US to cut troop levels in Germany by 5,000 amid Trump spat with Merz
America Reshuffles Its European Troops, as Superpowers Periodically Do.
What Happened
The United States is planning to reduce its troop presence in Germany by approximately 5,000 soldiers. The move comes amid reported tensions between President Trump and German Chancellor Friedrich Merz. The US currently maintains around 35,000 troops in Germany, a presence dating back to the post-WWII occupation and NATO commitments.
Historical Context
US troop levels in Germany have fluctuated dramatically for 80 years — and always for political reasons. At peak Cold War (1960s), the US stationed over 250,000 troops in Germany. By 1990 reunification, that had fallen to ~200,000. By 2006, it was down to ~55,000. Trump already ordered a reduction from ~35,000 to ~25,000 in 2020, only for Biden to reverse it in 2021. A 5,000-troop cut would return levels to roughly where they stood just four years ago. NATO has survived dozens of these spats — including de Gaulle expelling ALL US forces from France in 1966. The alliance adapted then. It adapted each time since.
What's In Your Control
Whether you engage with this as a genuine security story or as a Trump-vs-Europe personality drama.

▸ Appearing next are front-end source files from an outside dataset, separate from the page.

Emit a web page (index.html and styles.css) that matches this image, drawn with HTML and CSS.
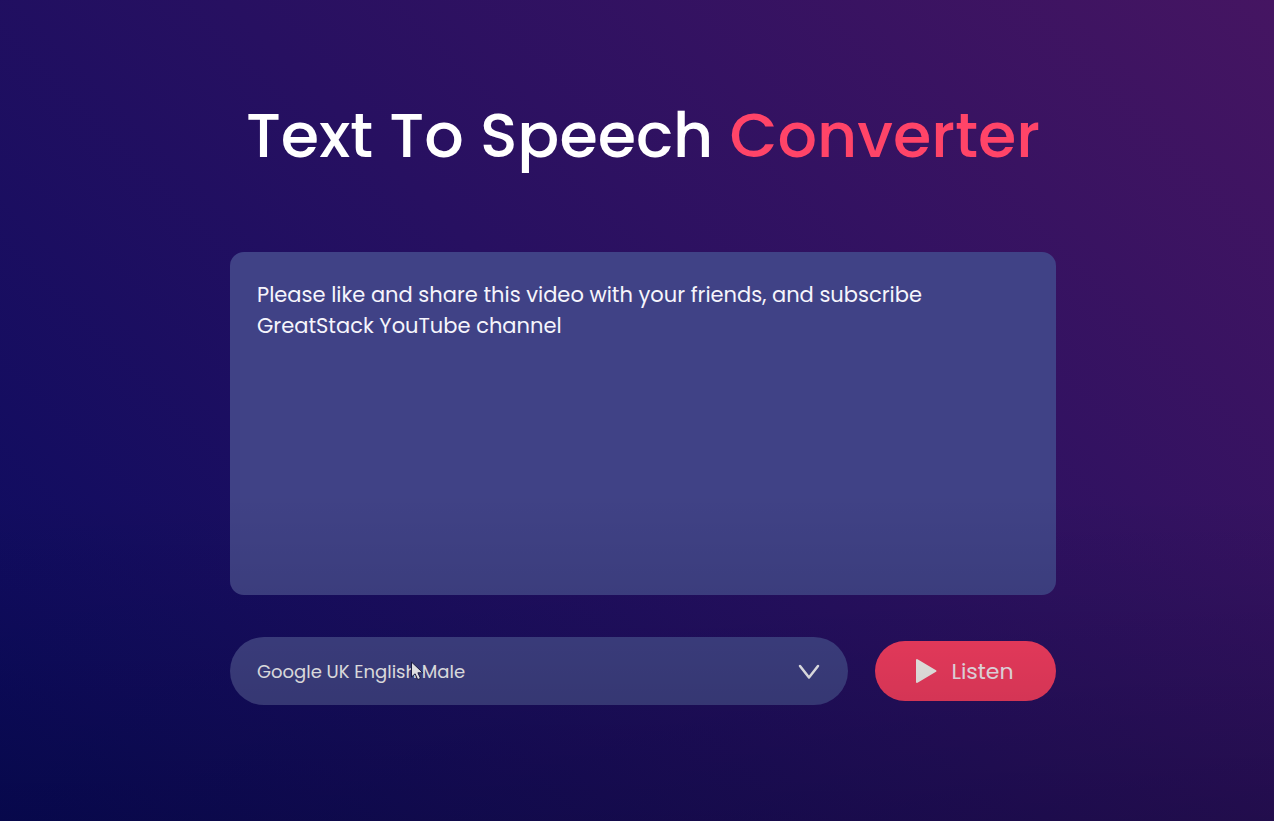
FILE: index.html
```html
<!DOCTYPE html>
<html lang="en">
<head>
<meta charset="utf-8">
<meta name="viewport" content="width=device-width, initial-scale=1">
<title>Text To Speech Converter</title>
<link rel="stylesheet" href="styles.css">
</head>
<body>
<main class="hero">
  <h1 class="title">Text To Speech <span class="accent">Converter</span></h1>
  <form class="converter">
    <textarea class="message" aria-label="Text to speak" spellcheck="false">Please like and share this video with your friends, and subscribe
GreatStack YouTube channel</textarea>
    <div class="controls">
      <div class="voice">
        <select class="voice-select" aria-label="Voice">
          <option>Google UK English Male</option>
        </select>
        <svg class="chevron" viewBox="0 0 22 16" aria-hidden="true"><path d="M2 2 11 13.500 20 2"/></svg>
        <svg class="pointer" viewBox="0 0 14 20" aria-hidden="true"><path d="M1.500 1v15l3.600-3.200 2.600 5.800 2.800-1.200-2.600-5.600h5z"/></svg>
      </div>
      <button class="listen" type="button">
        <svg class="play" viewBox="0 0 22 26" aria-hidden="true"><path d="M2 2v22L20.500 13z"/></svg>
        <span>Listen</span>
      </button>
    </div>
  </form>
</main>
</body>
</html>
```
FILE: styles.css
```css
* {
  box-sizing: border-box;
  margin: 0;
  padding: 0;
  font-family: Poppins, Inter, "Open Sans", sans-serif;
}

.hero {
  position: relative;
  display: flex;
  flex-direction: column;
  align-items: center;
  min-height: 100vh;
  padding: 88px 12px 80px 24px;
  color: #fff;
  background: linear-gradient(45deg, #090b60, #451562);
}

/* Shade that deepens towards the bottom edge of the page. */
.hero::after {
  content: "";
  position: absolute;
  inset: 0;
  background: linear-gradient(transparent 60%, rgba(0, 0, 16, 0.12) 80%, rgba(0, 0, 16, 0.26));
  pointer-events: none;
}

.title {
  margin-bottom: 68px;
  font-size: 62px;
  font-weight: 500;
  line-height: 96px;
  text-align: center;
}

.accent {
  color: #ff4468;
}

.converter {
  display: flex;
  flex-direction: column;
  gap: 42px;
  width: 100%;
  max-width: 826px;
}

.message {
  display: block;
  width: 100%;
  height: 343px;
  padding: 27px;
  border: 0;
  border-radius: 14px;
  outline: 0;
  background: #404286;
  color: #f6f5fc;
  font-size: 21px;
  line-height: 31px;
  resize: none;
}

.controls {
  display: flex;
  align-items: center;
  gap: 27px;
}

.voice {
  position: relative;
  flex: 1;
}

.voice-select {
  display: block;
  width: 100%;
  height: 68px;
  padding: 0 60px 0 27px;
  border: 0;
  border-radius: 34px;
  outline: 0;
  appearance: none;
  background: #404286;
  color: #fafafa;
  font-size: 18px;
}

.chevron {
  position: absolute;
  top: 27px;
  right: 28px;
  width: 22px;
  height: 16px;
  fill: none;
  stroke: #f8f8fa;
  stroke-width: 2.5;
  stroke-linecap: round;
  stroke-linejoin: round;
  pointer-events: none;
}

.pointer {
  position: absolute;
  top: 24px;
  left: 180px;
  width: 14px;
  height: 20px;
  fill: #fff;
  stroke: #1d1d45;
  stroke-width: 1;
  pointer-events: none;
}

.listen {
  display: flex;
  align-items: center;
  justify-content: center;
  gap: 14px;
  width: 181px;
  height: 60px;
  padding-right: 2px;
  border: 0;
  border-radius: 30px;
  background: #fc3f62;
  color: #fbeef4;
  font-size: 22px;
}

.play {
  width: 22px;
  height: 26px;
  fill: #fbfaf4;
  stroke: #fbfaf4;
  stroke-width: 2;
  stroke-linejoin: round;
}
```
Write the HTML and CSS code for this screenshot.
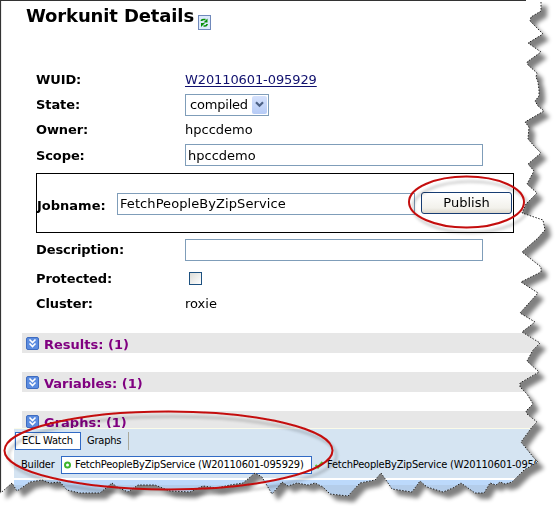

If you have investments tied to European defense contractors (who will likely benefit), that's worth knowing. Otherwise: watch for whether this becomes formal policy, not just a reported plan.
Does This Require Action?
Awareness only for most readers. Worth monitoring if you follow NATO policy or European security. No action required today — this is a reported plan, not an enacted order. You are permitted to wait for actual developments before forming strong opinions.